It’s an endless cycle of “I’m never gonna do that again” and “If something doesn’t change, I’m out of here.”  I know it all too well.  As an adult child of an alcoholic mother, I spent years trying to learn to set boundaries and appropriately emotionally detach from what was a constant cycle of anger, resentment, anxiety and disappointment.  Just when I thought I had learned everything I needed to know, I realized that my husband too, was addicted to alcohol.  

I thought I could control his drinking, by monitoring it, hydrating him, and multiple moves to different locations that might allow us to restart and pull him away from all the friends that also contributed to his behavior.  Yet it didn’t seem to matter where we went, he always found the drinkers, and thus the cycle of co-dependence continued as I now found myself in a marriage with 3 kids, trying to keep them sheltered from and safe from the ramifications of what we later named “the Left Turn.”  If you’ve ever been around someone with addiction, you know that there’s a very specific moment when you know the “left turn” has taken place and there’s a switch from the fun joyful drinker, to the sloppy, emotional talker, who is loud, and continues to talk excessively about the same thing over and over. 

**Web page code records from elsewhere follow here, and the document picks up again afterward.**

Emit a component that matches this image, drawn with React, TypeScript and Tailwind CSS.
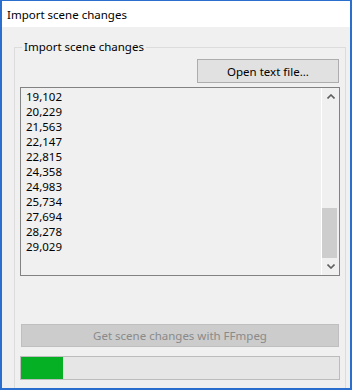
import React from "react";

const items = ["19,102","20,229","21,563","22,147","22,815","24,358","24,983","25,734","27,694","28,278","29,029"];

export default function App() {
  const font = { fontFamily: '"Noto Sans", "Open Sans", sans-serif' };
  return (
    <div className="w-[352px] h-[390px] bg-[#2b6fce] pt-px px-[2px] pb-[2px] text-[11.5px] text-black leading-[15px]" style={font}>
      <div className="flex flex-col h-full bg-[#f0f0f0]">
        <div className="h-[26px] bg-white flex items-center pl-[5px]">Import scene changes</div>
        <div className="flex-1 pt-[20px] pl-[12px] pr-[4px] overflow-hidden">
          <div className="relative h-[400px] border border-[#dcdcdc] pt-[11px] pl-[5px] pr-[5px]">
            <div className="absolute left-[7px] top-[-9px] px-[2px] bg-[#f0f0f0] leading-[16px]">Import scene changes</div>
            <div className="flex justify-end">
              <div className="w-[142px] h-[24px] mr-px bg-[#e1e1e1] border border-[#adadad] flex items-center justify-center">Open text file...</div>
            </div>
            <div className="mt-[4px] w-[320px] h-[189px] border border-[#828282] bg-[#f0f0f0] flex">
              <div className="flex-1 pl-[5px] pt-[1px]">
                {items.map((t) => (
                  <div key={t} className="h-[15px]">{t}</div>
                ))}
              </div>
              <div className="w-[18px] border-l border-white flex flex-col items-center">
                <div className="h-[17px] w-full flex items-center justify-center">
                  <svg width="8" height="5" viewBox="0 0 8 5"><path d="M0.5 4.5 L4 1 L7.5 4.5" fill="none" stroke="#606060" strokeWidth="1.6" /></svg>
                </div>
                <div className="flex-1 w-full flex flex-col">
                  <div className="flex-1" />
                  <div className="h-[50px] w-[15px] ml-0 bg-[#cdcdcd]" />
                </div>
                <div className="h-[17px] w-full flex items-center justify-center">
                  <svg width="8" height="5" viewBox="0 0 8 5"><path d="M0.5 0.5 L4 4 L7.5 0.5" fill="none" stroke="#606060" strokeWidth="1.6" /></svg>
                </div>
              </div>
            </div>
            <div className="mt-[48px] ml-px w-[318px] h-[23px] bg-[#cccccc] border border-[#bfbfbf] text-[#8a8a8a] flex items-center justify-center">Get scene changes with FFmpeg</div>
            <div className="mt-[9px] w-[320px] h-[24px] bg-[#e6e6e6] border border-[#bcbcbc]">
              <div className="h-full w-[42px] bg-[#06b025]" />
            </div>
          </div>
        </div>
      </div>
    </div>
  );
}
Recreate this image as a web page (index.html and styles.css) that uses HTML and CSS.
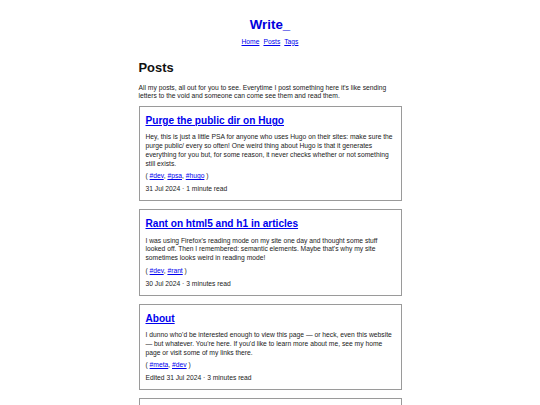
FILE: index.html
```html
<!DOCTYPE html>
<html lang="en">
<head>
<meta charset="utf-8">
<title>Write_</title>
<link rel="stylesheet" href="styles.css">
</head>
<body>
<header class="site-header">
  <a class="site-title" href="#">Write_</a>
  <nav class="site-nav">
    <a href="#">Home</a>
    <a href="#">Posts</a>
    <a href="#">Tags</a>
  </nav>
</header>
<main class="content">
  <h1 class="page-title">Posts</h1>
  <p class="intro">All my posts, all out for you to see. Everytime I post something here it's like sending letters to the void and someone can come see them and read them.</p>

  <article class="card">
    <h2 class="card-title"><a href="#">Purge the public dir on Hugo</a></h2>
    <p class="card-text">Hey, this is just a little PSA for anyone who uses Hugo on their sites: make sure the purge public/ every so often! One weird thing about Hugo is that it generates everything for you but, for some reason, it never checks whether or not something still exists.</p>
    <p class="card-tags">( <a href="#">#dev</a>, <a href="#">#psa</a>, <a href="#">#hugo</a> )</p>
    <p class="card-meta">31 Jul 2024 · 1 minute read</p>
  </article>

  <article class="card">
    <h2 class="card-title"><a href="#">Rant on html5 and h1 in articles</a></h2>
    <p class="card-text">I was using Firefox's reading mode on my site one day and thought some stuff looked off. Then I remembered: semantic elements. Maybe that's why my site sometimes looks weird in reading mode!</p>
    <p class="card-tags">( <a href="#">#dev</a>, <a href="#">#rant</a> )</p>
    <p class="card-meta">30 Jul 2024 · 3 minutes read</p>
  </article>

  <article class="card">
    <h2 class="card-title"><a href="#">About</a></h2>
    <p class="card-text">I dunno who'd be interested enough to view this page — or heck, even this website — but whatever. You're here. If you'd like to learn more about me, see my home page or visit some of my links there.</p>
    <p class="card-tags">( <a href="#">#meta</a>, <a href="#">#dev</a> )</p>
    <p class="card-meta">Edited 31 Jul 2024 · 3 minutes read</p>
  </article>

  <article class="card card-last"></article>
</main>
</body>
</html>
```

FILE: styles.css
```css
html, body {
  margin: 0;
  padding: 0;
  background: #ffffff;
}

body {
  font-family: "Liberation Sans", Arial, sans-serif;
  font-size: 6.72px;
  line-height: 8.7px;
  color: #222222;
}

a {
  color: #0000ee;
}

.site-header {
  display: flex;
  flex-direction: column;
  align-items: center;
  padding-top: 17px;
}

.site-title {
  font-size: 13.3px;
  line-height: 15px;
  font-weight: bold;
  text-decoration: none;
  color: #0000dd;
}

.site-nav {
  display: flex;
  gap: 4px;
  margin-top: 5.7px;
  line-height: 8px;
}

.content {
  width: 263px;
  margin: 0 auto;
}

.page-title {
  font-size: 12.9px;
  line-height: 15px;
  margin: 14.4px 0 8.6px;
  color: #111111;
}

.intro {
  margin: 0 0 5px;
}

.card {
  border: 1px solid #9a9a9a;
  padding: 8px 6px 6.4px;
  margin-bottom: 8px;
}

.card-last {
  height: 40px;
  padding: 0;
}

.card-title {
  font-size: 10.1px;
  line-height: 12px;
  margin: 0 0 6.4px;
}

.card-text {
  margin: 0;
}

.card-tags {
  margin: 4.1px 0 0;
}

.card-meta {
  margin: 4.1px 0 0;
}
```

The funny thing about co-dependents is that they carry a very strong sense of responsibility.  Well they kind of have to, since their loved ones don’t make responsible decisions, so they feel that they have to step up and be the protector for all involved.  The day I decided I wasn’t going to facilitate, monitor, and be someone’s keeper anymore, I found peace.

Fortunately, my husband found his own way to sobriety over 5 years ago and our life drastically changed for the better as a result.  Yet it wasn’t because I “saved him” or forced him to change. No, that kind of thinking or behavior only leads to more frustration for a co-dependent.  When a co-dependent chooses to save themselves from the cycle of behaviors that enables them to feel they are protecting, and managing someone else, they begin to feel freedom and regain their life.  Does it come with risk?  Absolutely!  Does it mean that your loved one might fall, experience consequences that you don’t want to see happen?  Absolutely!  Yet in order to save yourself, you need to step away from your need to “Save” and “Rescue” them, and submit to the fact that they may have to fall, and even fall hard, in order to awaken to the consequences of their choices.  Until an addict comes to their own realization that they have a problem, and decides to take responsibility for their actions, nothing will ever change.

Regardless whether the addict in your life chooses to get sober, you have a choice to get yourself healthy and start living your life.  This takes a whole lot of courage and you will need support to venture into a very unfamiliar territory, but I guarantee that the only way off the crazy merry go round, is to save yourself.